Antonioni may have been successful in the business for a decade earlier, starting in 1950, but he is best known for his work from 1960 onwards. Switching from conventional Italian cinema, Antonioni set out to capture internal isolation and a personal existential crisis. The artist applied broad paint strokes to many of his movie canvases, albeit with different set-ups. Ironically, Red Desert often strays from such purpose. It doesn’t solemnly take a look on the inside of its characters, but also alludes to the political and societal environment.

While preparing for the movie, Antonioni had visited workers in the area of his chosen setting, the city of Ravenna. In the early ‘60s, the area and its harbour were undergoing an industrial transformation. Some aspects of Red Desert are deeply rooted in such era. The protagonist’s feelings of despair and isolation, however, are born out of the everlasting challenge of a fast-changing environment and one’s inability to adapt.

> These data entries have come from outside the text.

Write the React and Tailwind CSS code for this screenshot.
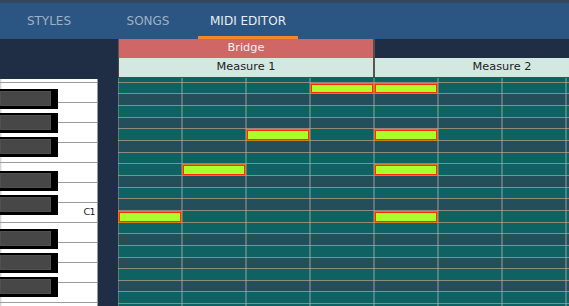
import React from "react";

const ROW_H = 11.667;
const BEAT_W = 64;

// piano roll rows from C2 (partly hidden) down to E0
const rows = [
  { name: "C2", black: false },
  { name: "B1", black: false },
  { name: "A#1", black: true },
  { name: "A1", black: false },
  { name: "G#1", black: true },
  { name: "G1", black: false },
  { name: "F#1", black: true },
  { name: "F1", black: false },
  { name: "E1", black: false },
  { name: "D#1", black: true },
  { name: "D1", black: false },
  { name: "C#1", black: true },
  { name: "C1", black: false },
  { name: "B0", black: false },
  { name: "A#0", black: true },
  { name: "A0", black: false },
  { name: "G#0", black: true },
  { name: "G0", black: false },
  { name: "F#0", black: true },
  { name: "F0", black: false },
  { name: "E0", black: false },
];

const notes = [
  { row: 1, beat: 3 },
  { row: 1, beat: 4 },
  { row: 5, beat: 2 },
  { row: 5, beat: 4 },
  { row: 8, beat: 1 },
  { row: 8, beat: 4 },
  { row: 12, beat: 0 },
  { row: 12, beat: 4 },
];

const whiteKeys = ["C2", "B1", "A1", "G1", "F1", "E1", "D1", "C1", "B0", "A0", "G0", "F0", "E0"];
const blackKeyTops = [10, 34, 58, 92, 116, 150, 174, 198];

const Tab = ({ label, active, width }) => (
  <div
    className={`flex h-full items-center justify-center border-b-[3px] pt-[3px] text-[12px] ${width} ${
      active ? "border-[#f28a26] text-[#e8eef4]" : "border-transparent text-[#9eb0c2]"
    }`}
  >
    {label}
  </div>
);

const Piano = () => (
  <div className="relative h-full w-[98px] border-r border-[#9a9a9a] bg-white shadow-[inset_2px_0_2px_-1px_#c8c8c8]">
    {whiteKeys.map((k, i) => (
      <div
        key={k}
        className={`flex items-center justify-end border-b border-[#9c9c9c] pr-[2px] ${i === 0 ? "h-[4px]" : "h-[20px]"}`}
      >
        {k === "C1" && <span className="text-[9.5px] tracking-[-0.6px] text-[#222]">C1</span>}
      </div>
    ))}
    {blackKeyTops.map((t) => (
      <div
        key={t}
        className="absolute left-0 h-[20px] w-[58px] bg-black pb-[3px] pr-[7px] pt-[2px]"
        style={{ top: t }}
      >
        <div className="h-full border border-[#505050] bg-[#474747]" />
      </div>
    ))}
  </div>
);

const Grid = () => (
  <div className="relative flex-1 overflow-hidden">
    {rows.map((r, i) => (
      <div
        key={r.name}
        className={`box-border border-b border-[#8e8b7b] ${r.black ? "bg-[#244e59]" : "bg-[#0f6262]"}`}
        style={{ height: i === 0 ? 4.67 : ROW_H }}
      />
    ))}
    <div className="absolute inset-0 flex -translate-x-px">
      {Array.from({ length: 8 }).map((_, i) => (
        <div key={i} className="h-full w-[64px] shrink-0 border-l-2 border-[#b4b4b4]/40" />
      ))}
    </div>
    {notes.map((n, i) => (
      <div
        key={i}
        className="absolute box-border border border-[#ff2c00] bg-[#aaff2a] shadow-[0_0_0_1px_#d6801c]"
        style={{
          top: 4.67 + (n.row - 1) * ROW_H + 1,
          left: n.beat * BEAT_W + 1,
          width: BEAT_W - 2,
          height: ROW_H - 2,
        }}
      />
    ))}
  </div>
);

export default function App() {
  return (
    <div className="flex h-[306px] w-full flex-col overflow-hidden bg-[#1f2e44] font-['DejaVu_Sans',sans-serif]">
      <header className="h-[39px] shrink-0 border-t-[3px] border-[#33475c] bg-[#2b5683]">
        <div className="flex h-full">
          <Tab label="STYLES" width="w-[98px]" />
          <Tab label="SONGS" width="w-[100px]" />
          <Tab label="MIDI EDITOR" width="w-[100px]" active />
        </div>
      </header>

      <div className="flex min-h-0 flex-1">
        <div className="flex w-[118px] shrink-0 flex-col">
          <div className="h-[40px] shrink-0" />
          <Piano />
        </div>

        <div className="flex min-w-0 flex-1 flex-col">
          <div className="flex h-[19px] shrink-0 border-l border-[#555]">
            <div className="flex w-[256px] shrink-0 items-center justify-center border-r-2 border-[#4f4f4f] bg-[#cf6767] text-[11.3px] text-[#f6f0f0]">
              Bridge
            </div>
          </div>
          <div className="flex h-[20px] shrink-0 border-b border-l border-[#4a4a4a] bg-[#d3e8e1] text-[11.3px] text-[#222]">
            <div className="flex w-[256px] shrink-0 items-center justify-center border-r-2 border-[#555]">Measure 1</div>
            <div className="flex w-[254px] shrink-0 items-center justify-center">Measure 2</div>
          </div>
          <Grid />
        </div>
      </div>
    </div>
  );
}
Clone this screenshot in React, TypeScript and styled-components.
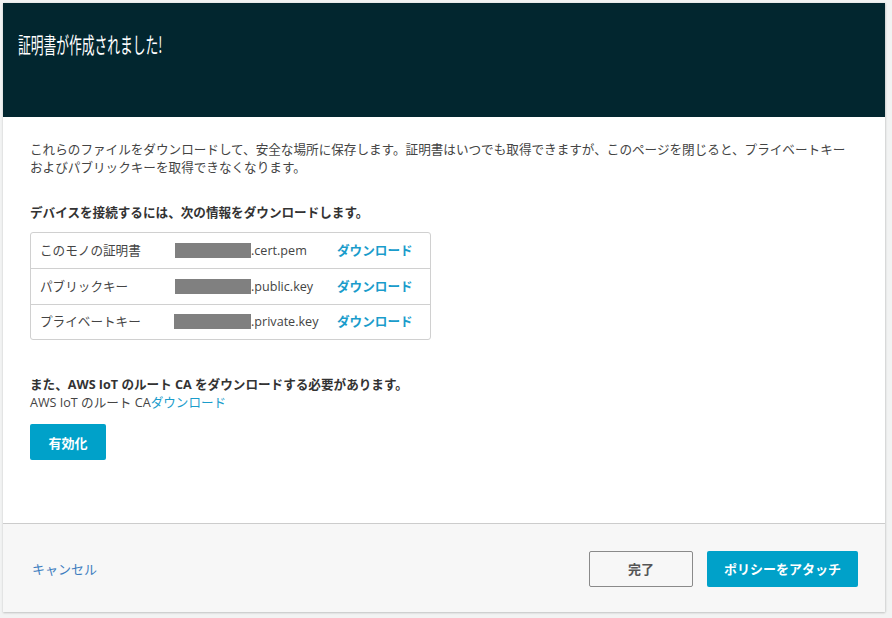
import React from "react";
import styled, { createGlobalStyle } from "styled-components";

const Global = createGlobalStyle`
  html, body { margin: 0; padding: 0; background: #f2f3f3; }
  body {
    font-family: "Open Sans", "Noto Sans CJK JP", sans-serif;
    color: #444;
  }
  * { box-sizing: border-box; }
`;

const Page = styled.div`
  padding: 3px;
  width: 888px;
`;

const Card = styled.div`
  width: 882px;
  background: #fff;
  box-shadow: 0 1px 2px rgba(0, 0, 0, 0.18), 1px 0 2px rgba(0, 0, 0, 0.08);
`;

const Header = styled.div`
  height: 114px;
  background: #02262f;
  padding: 27px 15px 0;
`;

const Title = styled.h1`
  margin: 0;
  display: inline-block;
  font-family: "Noto Sans CJK JP", sans-serif;
  font-weight: 400;
  font-size: 22px;
  line-height: 26px;
  color: #fff;
  transform: scaleX(0.58);
  transform-origin: left center;
  white-space: nowrap;
`;

const Body = styled.div`
  padding: 24px 27px 63px;
  font-size: 12.6px;
  line-height: 18px;
`;

const Para = styled.p`
  margin: 0;
  max-width: 825px;
  color: #444;
`;

const SectionHead = styled.div<{ $top: number }>`
  margin-top: ${(p) => p.$top}px;
  font-weight: 700;
  color: #333;
`;

const Table = styled.div`
  margin-top: 10px;
  width: 401px;
  border: 1px solid #d0d0d0;
  border-radius: 3px;
`;

const Row = styled.div`
  display: grid;
  grid-template-columns: 135px 162px 1fr;
  align-items: center;
  height: 35.4px;
  padding-left: 9px;
  & + & {
    border-top: 1px solid #d0d0d0;
  }
`;

const Cell = styled.div`
  color: #444;
  white-space: nowrap;
  display: flex;
  align-items: center;
`;

const Redacted = styled.span<{ $w: number; $shift: number }>`
  display: inline-block;
  width: ${(p) => p.$w}px;
  margin-left: ${(p) => p.$shift}px;
  height: 15px;
  background: #808080;
`;

const DownloadLink = styled.a<{ $bold?: boolean }>`
  color: #1a9ccb;
  font-weight: ${(p) => (p.$bold ? 700 : 400)};
  text-decoration: none;
  cursor: pointer;
`;

const Line = styled.div`
  color: #444;
  line-height: 17px;
`;

const PrimaryButton = styled.button<{ $w: number }>`
  width: ${(p) => p.$w}px;
  height: 36px;
  border: none;
  border-radius: 2px;
  background: #00a1c9;
  color: #fff;
  font-family: "Noto Sans CJK JP", sans-serif;
  font-weight: 700;
  font-size: 13px;
  cursor: pointer;
`;

const ActivateWrap = styled.div`
  margin-top: 13px;
  line-height: 0;
`;

const Footer = styled.div`
  height: 89px;
  border-top: 1px solid #cccccc;
  background: #f7f7f7;
  display: flex;
  align-items: center;
  padding: 0 27px 0 29px;
`;

const Cancel = styled.a`
  color: #3f7ec0;
  font-family: "Noto Sans CJK JP", sans-serif;
  font-size: 13px;
  cursor: pointer;
`;

const Spacer = styled.div`
  flex: 1;
`;

const Actions = styled.div`
  display: flex;
  gap: 14px;
  margin-top: 1px;
`;

const SecondaryButton = styled.button`
  width: 104px;
  height: 36px;
  border: 1px solid #8a8a8a;
  border-radius: 2px;
  background: transparent;
  color: #555;
  font-family: "Noto Sans CJK JP", sans-serif;
  font-weight: 700;
  font-size: 13px;
  cursor: pointer;
`;

const files = [
  { label: "このモノの証明書", w: 76, shift: 0, name: ".cert.pem" },
  { label: "パブリックキー", w: 76, shift: 0, name: ".public.key" },
  { label: "プライベートキー", w: 77, shift: -1, name: ".private.key" },
];

export default function App() {
  return (
    <>
      <Global />
      <Page>
        <Card>
          <Header>
            <Title>証明書が作成されました!</Title>
          </Header>
          <Body>
            <Para>
              これらのファイルをダウンロードして、安全な場所に保存します。証明書はいつでも取得できますが、このページを閉じると、プライベートキーおよびパブリックキーを取得できなくなります。
            </Para>
            <SectionHead $top={27}>
              デバイスを接続するには、次の情報をダウンロードします。
            </SectionHead>
            <Table>
              {files.map((f) => (
                <Row key={f.name}>
                  <Cell>{f.label}</Cell>
                  <Cell>
                    <Redacted $w={f.w} $shift={f.shift} />
                    {f.name}
                  </Cell>
                  <Cell>
                    <DownloadLink $bold>ダウンロード</DownloadLink>
                  </Cell>
                </Row>
              ))}
            </Table>
            <SectionHead $top={36}>
              また、AWS IoT のルート CA をダウンロードする必要があります。
            </SectionHead>
            <Line>
              AWS IoT のルート CA<DownloadLink>ダウンロード</DownloadLink>
            </Line>
            <ActivateWrap>
              <PrimaryButton $w={76}>有効化</PrimaryButton>
            </ActivateWrap>
          </Body>
          <Footer>
            <Cancel>キャンセル</Cancel>
            <Spacer />
            <Actions>
              <SecondaryButton>完了</SecondaryButton>
              <PrimaryButton $w={151}>ポリシーをアタッチ</PrimaryButton>
            </Actions>
          </Footer>
        </Card>
      </Page>
    </>
  );
}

Blow-Up [1966] is perhaps Antonioni’s best-known film, while The Passenger (1975) had the star power of Jack Nicholson. Yet such narrative techniques are more thoroughly deployed in the “Trilogy of Alienation”: The Adventure (1960), The Night (1961) and The Eclipse (1962), which he shot with his then muse and lover Monica Vitti. The first movie caused an uproar at the Cannes Film Festival. Especially, since Antonioni’s previous piece The Cry (1957) had been more straightforward and appreciated by the masses. But ultimately, the movie took home the second most important award, the Jury Prize.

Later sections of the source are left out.